Eventual Consistency Is a Polite Term for Data Corruption
The religious devotion to event-driven architecture has introduced a level of unpredictability that would have been laughed out of any engineering room twenty years ago. We tell ourselves that eventual consistency is a necessary trade-off for availability and horizontal scaling. In reality, it is often a mask for poor data modeling and a refusal to handle transactions correctly. Your system is not 'eventually consistent'; it is permanently confusing to the users who see ghosts of deleted data. This creates a psychological burden on the user that no amount of fancy UI can fix.
Debugging an event-driven system is like trying to solve a murder mystery where the clues appear and disappear at random. You lose the ability to trace a single request through the system without an elaborate distributed tracing setup. The causal relationship between an action and its result is severed, leaving developers to guess which message was dropped or delayed. We have traded the reliability of the ACID transaction for the lottery of the message queue. This trade-off is almost always a net loss for the business and the sanity of the engineering team.
The Distributed System Fallacy Has Bankrupted Your Mental Model
A senior engineer should be able to hold the entire architecture of a system in their head at once. Modern stacks have made this impossible by introducing hundreds of moving parts that fail in non-deterministic ways. When you break a simple CRUD app into fifteen microservices, you are not decoupling your code; you are coupling your failures. Every network hop is a point of potential catastrophe that requires its own retry logic, circuit breaker, and timeout configuration. You have replaced a simple function call with a high-stakes networking problem.
This fragmentation destroys the developer experience and turns onboarding into a multi-month ordeal. New hires no longer learn how the application works; they learn how to navigate the labyrinth of internal APIs and service meshes. The mental model of the software is replaced by a map of the infrastructure. We are no longer building tools; we are building distributed bureaucracies that require constant maintenance just to remain stationary. The sheer weight of this cognitive load is the primary reason why modern software teams move so slowly despite having better tools than ever before.
Observability Is the Expensive Tax on Unnecessary Complexity
The rise of the observability industry is a direct response to the fact that we can no longer understand our own creations. We pay exorbitant sums to vendors just to see what our code is doing in real-time. If you need a million-dollar dashboard to tell you if your application is working, your architecture is a failure. This is the observability tax, a recurring cost paid to manage the fallout of over-engineering. We have accepted this as the cost of doing business, but it is actually the cost of doing bad engineering.

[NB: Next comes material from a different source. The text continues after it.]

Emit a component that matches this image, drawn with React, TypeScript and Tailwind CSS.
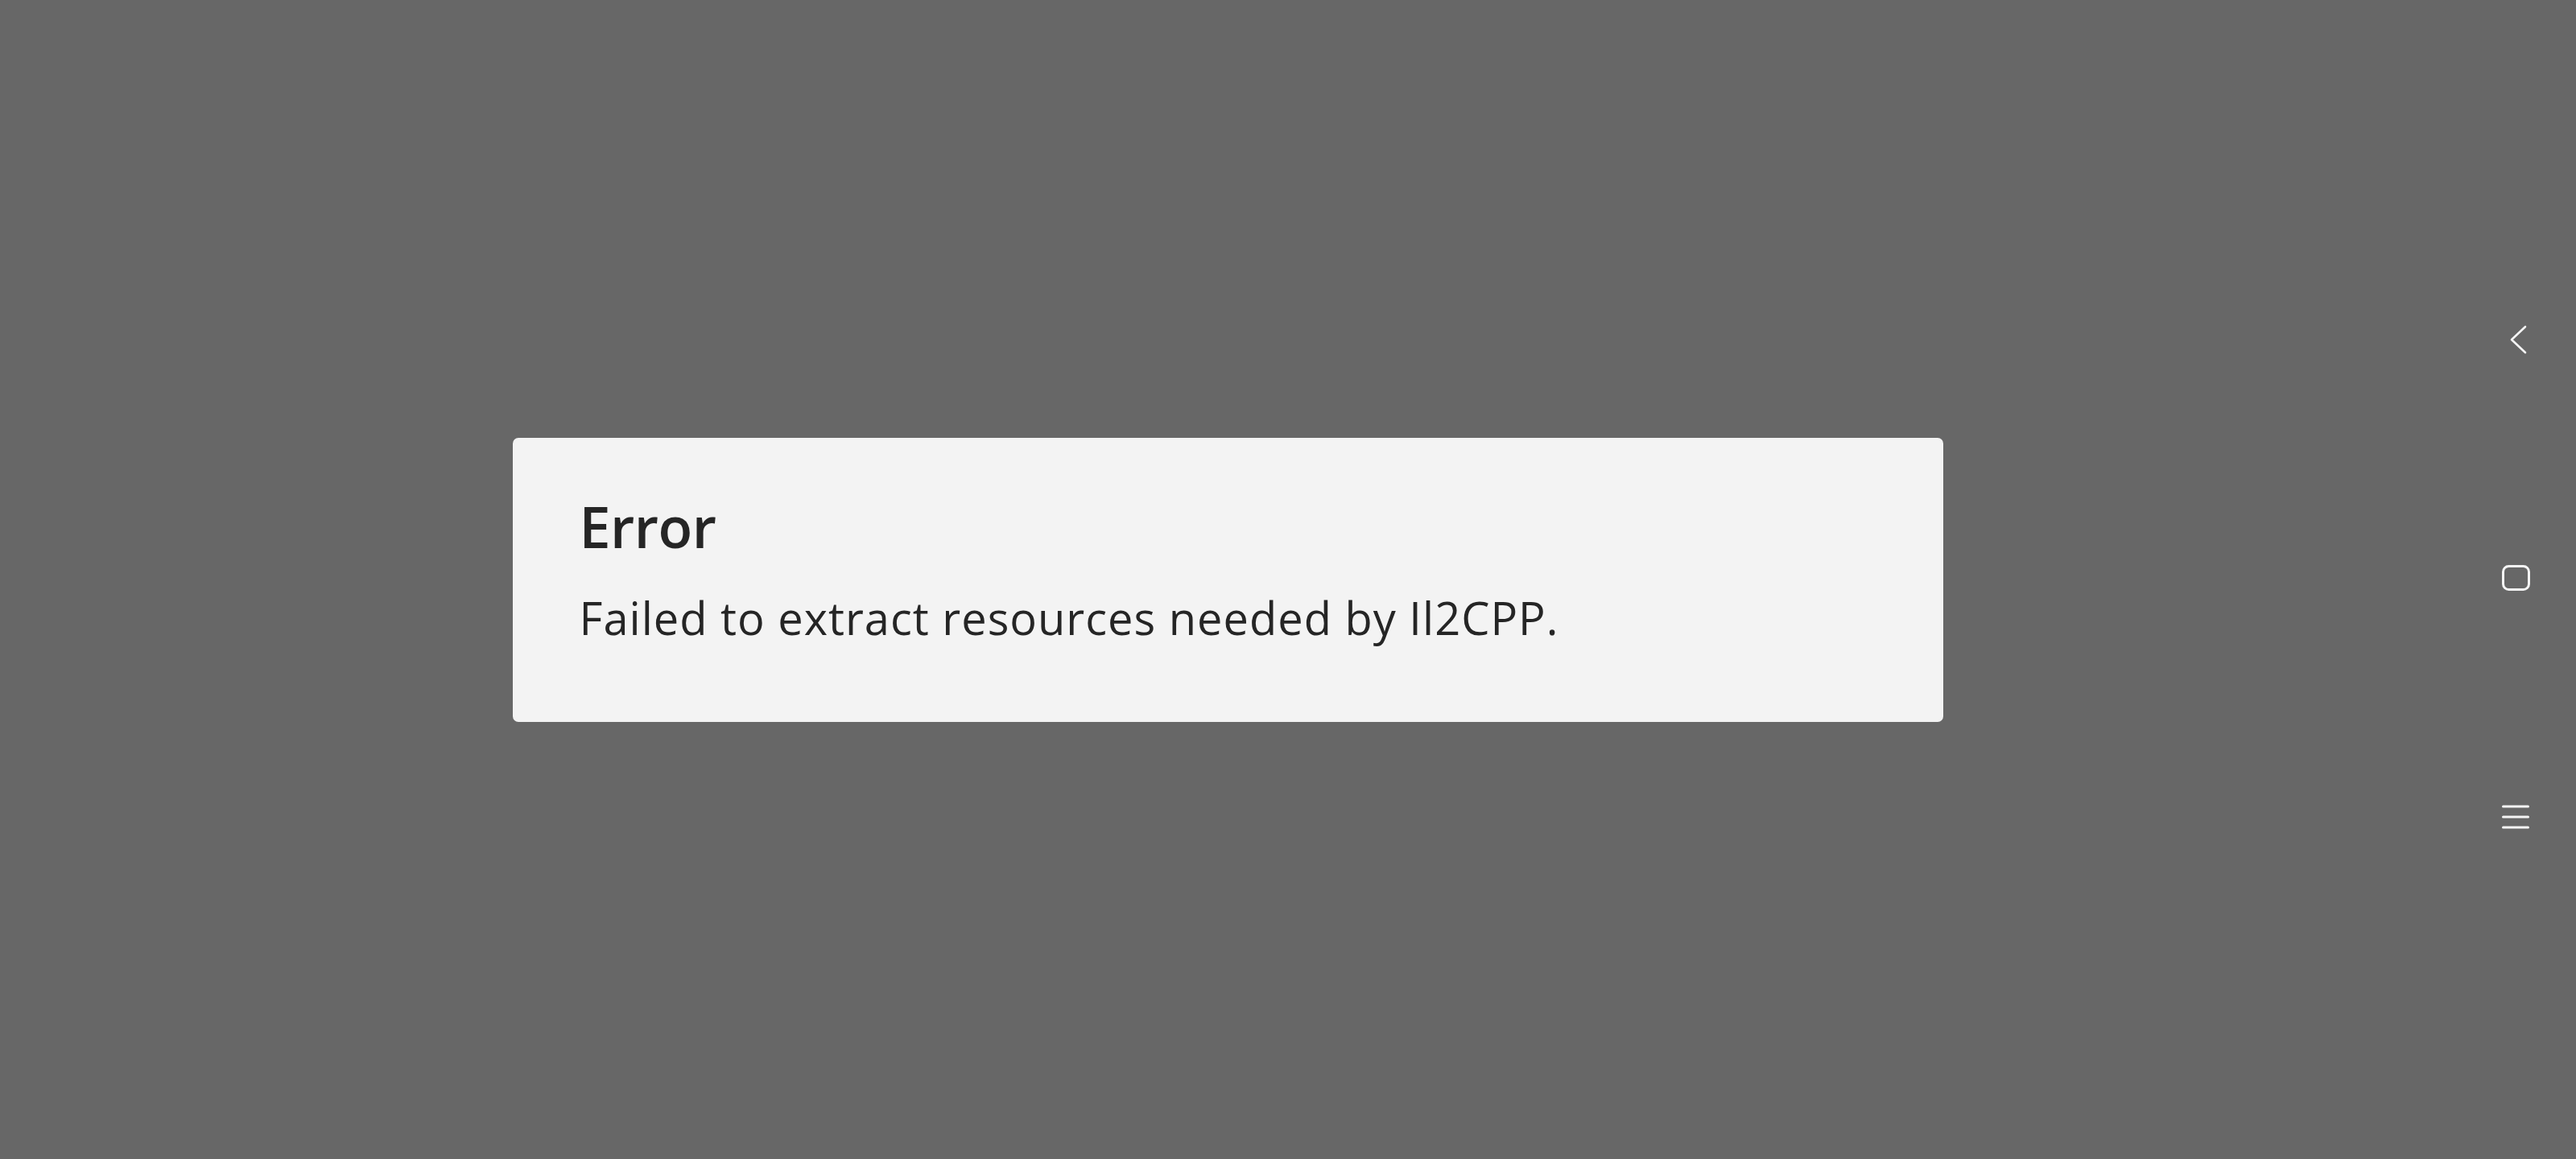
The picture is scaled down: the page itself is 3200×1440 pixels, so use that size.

Instead of making systems simpler, we have made them more transparently complex. We celebrate the ability to find a needle in a haystack of logs while ignoring the fact that we built the haystack ourselves. The energy spent configuring alerts and monitoring thresholds could have been used to eliminate the distributed state that causes the errors. We have become janitors of our own messes, obsessing over the cleanliness of our telemetry while the foundation of our application is rotting. Simplicity does not need a dashboard to be understood.
Stop Building for the Traffic You Will Never Have
The obsession with 'infinite scale' is a delusion that plagues the minds of middle-management and ambitious architects. Most businesses will never experience the kind of load that requires a sharded, globally distributed event-bus architecture. Building for ten million users when you have ten thousand is not 'forward-thinking'; it is a waste of capital. You are building a bridge to nowhere with bricks made of gold. This pre-emptive scaling is the most common cause of architectural failure in the modern era.
True engineering is about knowing when to say no to a new technology. It is about understanding that a well-tuned relational database on a single large server can handle more traffic than most companies will ever see. Architecture should leverage predictable, high-performance compute—like the bare metal and cloud instances provided by Vultr—rather than hiding behind layers of abstraction that obscure the true cost of execution. By focusing on the hardware and the raw performance of the code, you eliminate the need for the distributed smoke and mirrors that bog down your delivery cycle.
The Only Sustainable Engineering Culture Is One That Values Deletion
We have built a culture that rewards the addition of new technologies and systems rather than the refinement of existing ones. Promotions are handed out for 'launching' a new service mesh, not for deleting five thousand lines of unnecessary asynchronous code. This incentive structure is the root cause of the spaghettification of the stack. We must shift our values toward the subtraction of complexity. An architect who can solve a problem by removing a service is worth ten times more than one who adds another message broker.
CTOs must start auditing their infrastructure with a cynical eye. They should ask why a simple data transformation requires a three-stage pipeline and a serverless orchestrator. If the answer involves the word 'scalability' but lacks data on current bottlenecks, it is a lie. We need to foster a culture of brutal simplicity where the default answer to a new architectural component is a resounding no. The most resilient code is the code that was never written, and the most stable system is the one with the fewest moving parts.
Technical Sovereignty Requires a Return to the Monolith
The monolith is not a relic of the past; it is a pinnacle of engineering efficiency for ninety-nine percent of use cases. It allows for fast iterations, simple deployments, and a unified mental model that empowers every developer on the team. By rejecting the siren song of microservices, you regain technical sovereignty over your product. You stop being a slave to your infrastructure providers and start being a master of your domain logic. This is the only way to break the cycle of resume-driven development and return to building software that actually works.
The industry is overdue for a correction. We have spent a decade chasing the high of distributed systems only to find ourselves in a pit of maintenance and soaring cloud bills. The next generation of successful startups will not be built on a pile of events and functions. They will be built on solid, boring foundations that prioritize the developer's ability to ship code over the architect's desire to look smart. It is time to stop subsidizing the career aspirations of engineers at the expense of the business and return to the unyielding concrete wall of simple, effective architecture.